Frequently asked questions
Is being an SDR stressful?
The role can be demanding, especially with high outreach targets and regular rejection. But with the right coaching, clear processes, and tools that automate busywork, it becomes far more manageable. Many reps find it rewarding because they build valuable sales skills quickly — it’s one of the most common launching pads into account executive and sales leadership roles.
What's the difference between inbound and outbound SDRs?
Inbound SDRs qualify leads who have already expressed interest through website forms, content downloads, or marketing campaigns. Outbound SDRs proactively reach out to cold prospects who haven't yet engaged with the company.

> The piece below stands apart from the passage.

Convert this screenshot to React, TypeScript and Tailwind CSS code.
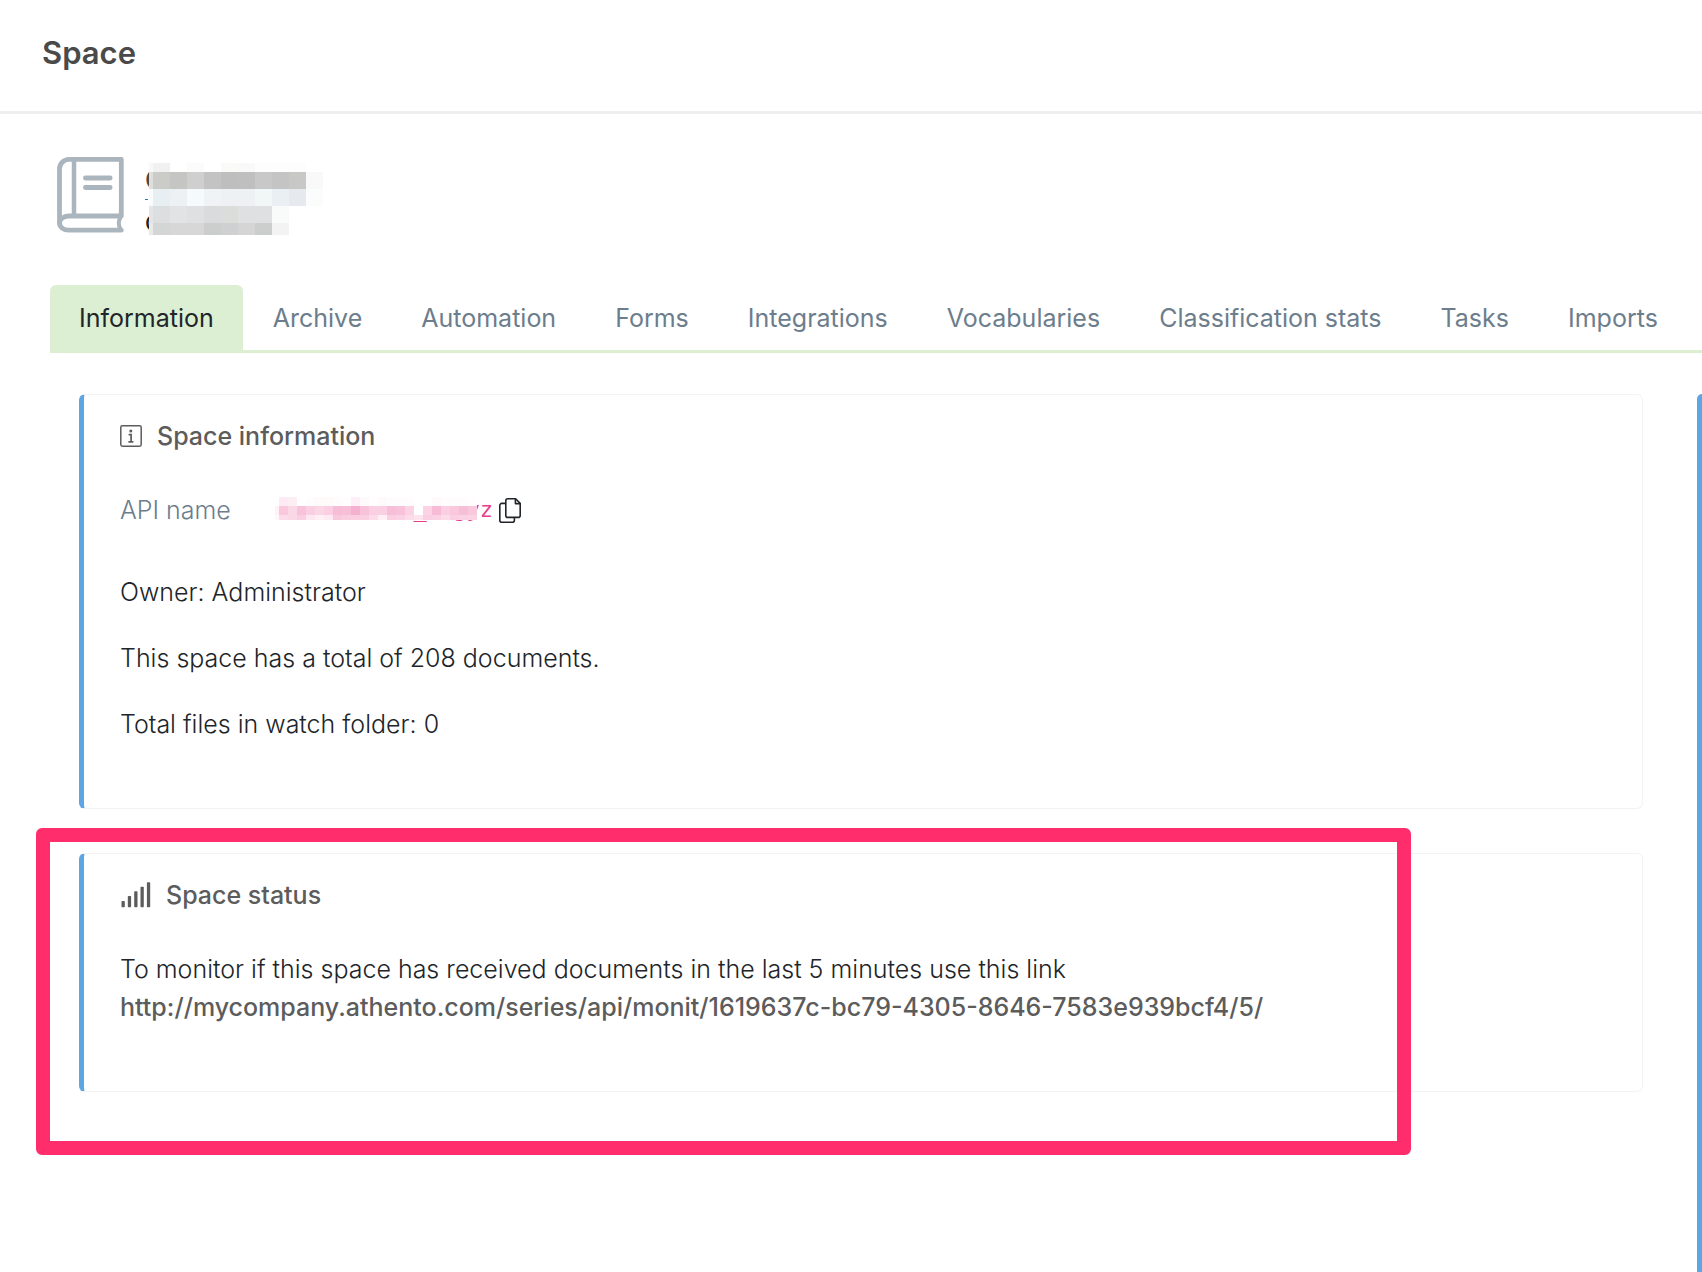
import clsx from 'clsx';
import type { ReactNode } from 'react';

const tabs = [
  'Information',
  'Archive',
  'Automation',
  'Forms',
  'Integrations',
  'Vocabularies',
  'Classification stats',
  'Tasks',
  'Imports',
];

const monitorUrl = 'http://mycompany.athento.com/series/api/monit/1619637c-bc79-4305-8646-7583e939bcf4/5/';

interface PixelRow {
  height: number;
  colors: string;
}

// Blocks that hide the space name and its description
const nameRows: PixelRow[] = [
  { height: 9, colors: 'f8f8f7 f1f1f1 ffffff fbfbfb ffffff fafaf9 f8f9f8 fdfdfd fdfdfd fdfdfd ffffff' },
  { height: 17, colors: 'dededd cbcbc8 c5c5c4 cfcfcf c3c3c3 bebebe bfbfbf c8c8c8 c4c4c4 c8c8c6 f9f9f9' },
  { height: 17, colors: 'f9fbfd e8eff2 edf1f4 f5fafd eff3f6 edf1f4 edf1f4 f1f7f7 e9eff2 e6eaee fbfdfd' },
  { height: 17, colors: 'e4e5e6 dddee0 e2e3e5 dfe0e2 dadbdd dbdddb dfe0e2 dfe0e2 f9fbfa ffffff ffffff' },
  { height: 12, colors: 'e9eaea d4d5d5 d7d7d7 d7d7d7 cccece cfd0d2 d5d5d5 cccece f3f3f3 ffffff ffffff' },
];

// Blocks that hide the API name
const apiRows: PixelRow[] = [
  {
    height: 9,
    colors:
      'ffffff fdeaf2 fdeef4 ffffff fefcfd fffafa fffafa fefcfd fffdfe fdeff5 fefafb fffdfe fffafa fefcfd fefcfd fefcfd ffffff ffffff fef9fb fefcfd fefcfd fefcfd fffdfe',
  },
  {
    height: 9,
    colors:
      'fff1f6 f9c8dd fbd8e6 f8c3da facfe1 fbd6e5 facfe1 f7bdd6 f8c0d8 f5b0cf f8c3da facfe1 facfe1 f7bfd7 f8c2da fbd3e4 ffffff fbd3e4 f7bbd5 facfe1 f9c8dd f7bfd7 fac8dd',
  },
  {
    height: 5,
    colors:
      'fff8fb fbdce8 fbd8e6 facfe1 fde8f1 fff0f6 fdeaf2 f9c8dd facde0 facde0 facfe1 fbdce8 fff0f6 facfe1 fad2e3 fbdce8 fde3ed facfe1 fad2e3 fbdce8 facfe1 fad2e3 fbd3e4',
  },
];

export default function App() {
  return (
    <div className="flex min-h-screen flex-col overflow-hidden bg-white font-['Inter','Liberation_Sans',sans-serif] text-[25px] leading-[38px] text-[#212529]">
      <header className="border-b-3 border-[#eeeeee] px-[42px] pt-[29px] pb-[35px]">
        <h1 className="text-[31px] leading-[47px] font-semibold text-[#4a4a4a]">Space</h1>
      </header>

      {/* Space identity */}
      <section className="flex gap-[21px] px-[57px] pt-[43px]">
        <BookIcon />
        <div className="relative flex flex-col gap-3 pt-2 leading-[31px] font-medium">
          <span className="text-[#4a4a4a]">C</span>
          <span className="text-[22px]">C</span>
          <span className="absolute top-[42px] left-0 h-px w-[3px] bg-[#1a84c0]" />
          <div className="absolute top-1.5 left-1">
            <Pixels rows={nameRows} size={17} lead={4} label="Hidden space name" />
          </div>
        </div>
      </section>

      {/* Tabs */}
      <nav className="mt-[46px] ml-[50px] flex gap-px border-b-3 border-[#dcefd3]">
        {tabs.map((tab, index) => (
          <button
            key={tab}
            type="button"
            className={clsx(
              'h-[65px] shrink-0 px-[29px]',
              index === 0 ? 'rounded-t-md bg-[#dcefd3] text-[#212529]' : 'text-[#6c7d8c]'
            )}
          >
            {tab}
          </button>
        ))}
      </nav>

      <main className="mt-[41px] flex grow gap-[54px] pl-[79px]">
        <div className="flex min-w-0 grow flex-col gap-11">
          <Card icon={<InfoIcon />} title="Space information">
            <dl className="flex">
              <dt className="w-[155px] text-[#6c7d8c]">API name</dt>
              <dd className="flex items-center gap-1.5">
                <span className="relative w-[218px] text-right font-['DejaVu_Sans_Mono',monospace] text-[22px] font-normal whitespace-pre text-[#e83e8c]">
                  {'_  gyz'}
                  <span className="absolute top-[6px] left-0">
                    <Pixels rows={apiRows} size={9} lead={4} label="Hidden API name" />
                  </span>
                </span>
                <button type="button" aria-label="Copy API name">
                  <CopyIcon />
                </button>
              </dd>
            </dl>
            <p className="mt-11">Owner: Administrator</p>
            <p className="mt-7">This space has a total of 208 documents.</p>
            <p className="mt-7">Total files in watch folder: 0</p>
          </Card>

          <div className="relative">
            <Card icon={<SignalIcon />} title="Space status">
              <p>To monitor if this space has received documents in the last 5 minutes use this link</p>
              <a href={monitorUrl} className="font-medium text-[#5c5c5c]">
                {monitorUrl}
              </a>
            </Card>
            {/* Highlight frame */}
            <div className="pointer-events-none absolute -top-[25px] right-[232px] -bottom-[63px] -left-[43px] rounded-md border-14 border-[#ff2d6c]" />
          </div>
        </div>
        <aside className="w-[5px] shrink-0 rounded-tl-md bg-[#5ea5e3]" />
      </main>
    </div>
  );
}

function Card({ icon, title, children }: { icon: ReactNode; title: string; children: ReactNode }) {
  return (
    <section className="rounded-md border border-l-5 border-[#f3f3f3] border-l-[#5ea5e3] px-9 pt-[22px] pb-[65px] font-light">
      <h2 className="mb-9 flex items-center gap-[15px] font-medium text-[#5c5c5c]">
        {icon}
        {title}
      </h2>
      {children}
    </section>
  );
}

function Pixels({ rows, size, lead, label }: { rows: PixelRow[]; size: number; lead: number; label: string }) {
  const columns = rows[0].colors.split(' ').length;
  const width = lead + (columns - 1) * size;
  const height = rows.reduce((sum, row) => sum + row.height, 0);
  let y = 0;

  return (
    <svg width={width} height={height} role="img" aria-label={label} shapeRendering="crispEdges">
      {rows.map((row, r) => {
        const top = y;
        y += row.height;
        return row.colors.split(' ').map((color, c) => (
          <rect
            key={`${r}-${c}`}
            x={c === 0 ? 0 : lead + (c - 1) * size}
            y={top}
            width={c === 0 ? lead : size}
            height={row.height}
            fill={`#${color}`}
          />
        ));
      })}
    </svg>
  );
}

function BookIcon() {
  return (
    <svg
      width="67"
      height="76"
      viewBox="0 0 67 76"
      fill="none"
      stroke="#abb5be"
      strokeWidth="4.8"
      strokeLinecap="round"
      strokeLinejoin="round"
      aria-hidden="true"
    >
      <path d="M64.3 59V2.4H12A9.5 9.5 0 0 0 2.5 12v54a9 7 0 0 1 9-7H64.3" />
      <path d="M2.5 66a9 7.2 0 0 0 9 7.2H64.3" />
      <path d="M17 3v55" strokeWidth="4.5" />
      <path d="M63.5 60.5q-3.4 5.5 0 11.5" strokeWidth="4" />
      <path d="M28.4 21h24.8M28.4 30.5h24.8" />
    </svg>
  );
}

function InfoIcon() {
  return (
    <svg width="22" height="22" viewBox="0 0 22 22" fill="none" stroke="currentColor" strokeWidth="1.5" aria-hidden="true">
      <rect x="0.8" y="0.8" width="20.4" height="20.4" rx="1.6" />
      <circle cx="10.8" cy="6" r="1.5" fill="currentColor" stroke="none" />
      <path d="M8.6 9.6h2.5v7.2M8.4 16.9h5" strokeWidth="1.7" />
    </svg>
  );
}

function SignalIcon() {
  return (
    <svg width="31" height="26" viewBox="0 0 31 26" fill="currentColor" aria-hidden="true">
      <rect x="1.5" y="19" width="3.3" height="6.2" rx="0.8" />
      <rect x="7.8" y="14" width="3.3" height="11.2" rx="0.8" />
      <rect x="14.2" y="9.2" width="3.3" height="16" rx="0.8" />
      <rect x="20.5" y="4.8" width="3.3" height="20.4" rx="0.8" />
      <rect x="26.9" y="0.2" width="3.3" height="25" rx="0.8" />
    </svg>
  );
}

function CopyIcon() {
  return (
    <svg
      width="22"
      height="25"
      viewBox="0 0 22 25"
      fill="none"
      stroke="#212529"
      strokeWidth="1.6"
      strokeLinejoin="round"
      aria-hidden="true"
    >
      <path d="M8.8 0.8h7.8l4.6 4.6v12a2 2 0 0 1-2 2H8.8a2 2 0 0 1-2-2V2.8a2 2 0 0 1 2-2z" />
      <path d="M16.4 1v4.6h4.6" />
      <path d="M6.8 5.4h-4a2 2 0 0 0-2 2v14.8a2 2 0 0 0 2 2h10.6a2 2 0 0 0 2-2v-2.6" />
    </svg>
  );
}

How long does it typically take to get promoted from SDR?
Most SDRs get promoted to account executive roles within 12-18 months, depending on performance and available opportunities. Consistent quota attainment and strong qualification skills accelerate advancement.
Can SDRs work remotely effectively?
SDRs can work remotely successfully with proper technology, clear communication protocols, and regular virtual coaching. Many organizations now hire remote SDRs to access wider talent pools.
Which industries have the highest demand for SDRs?
Demand is strongest in industries with complex products and long sales cycles — especially technology, SaaS, financial services, and healthcare. These sectors rely heavily on specialized prospecting and qualification, making SDRs essential for building a predictable pipeline.
How has AI changed the SDR role?
AI has automated routine SDR tasks like data entry, initial outreach, and lead scoring, allowing human SDRs to focus on relationship building, complex qualification, and strategic account development.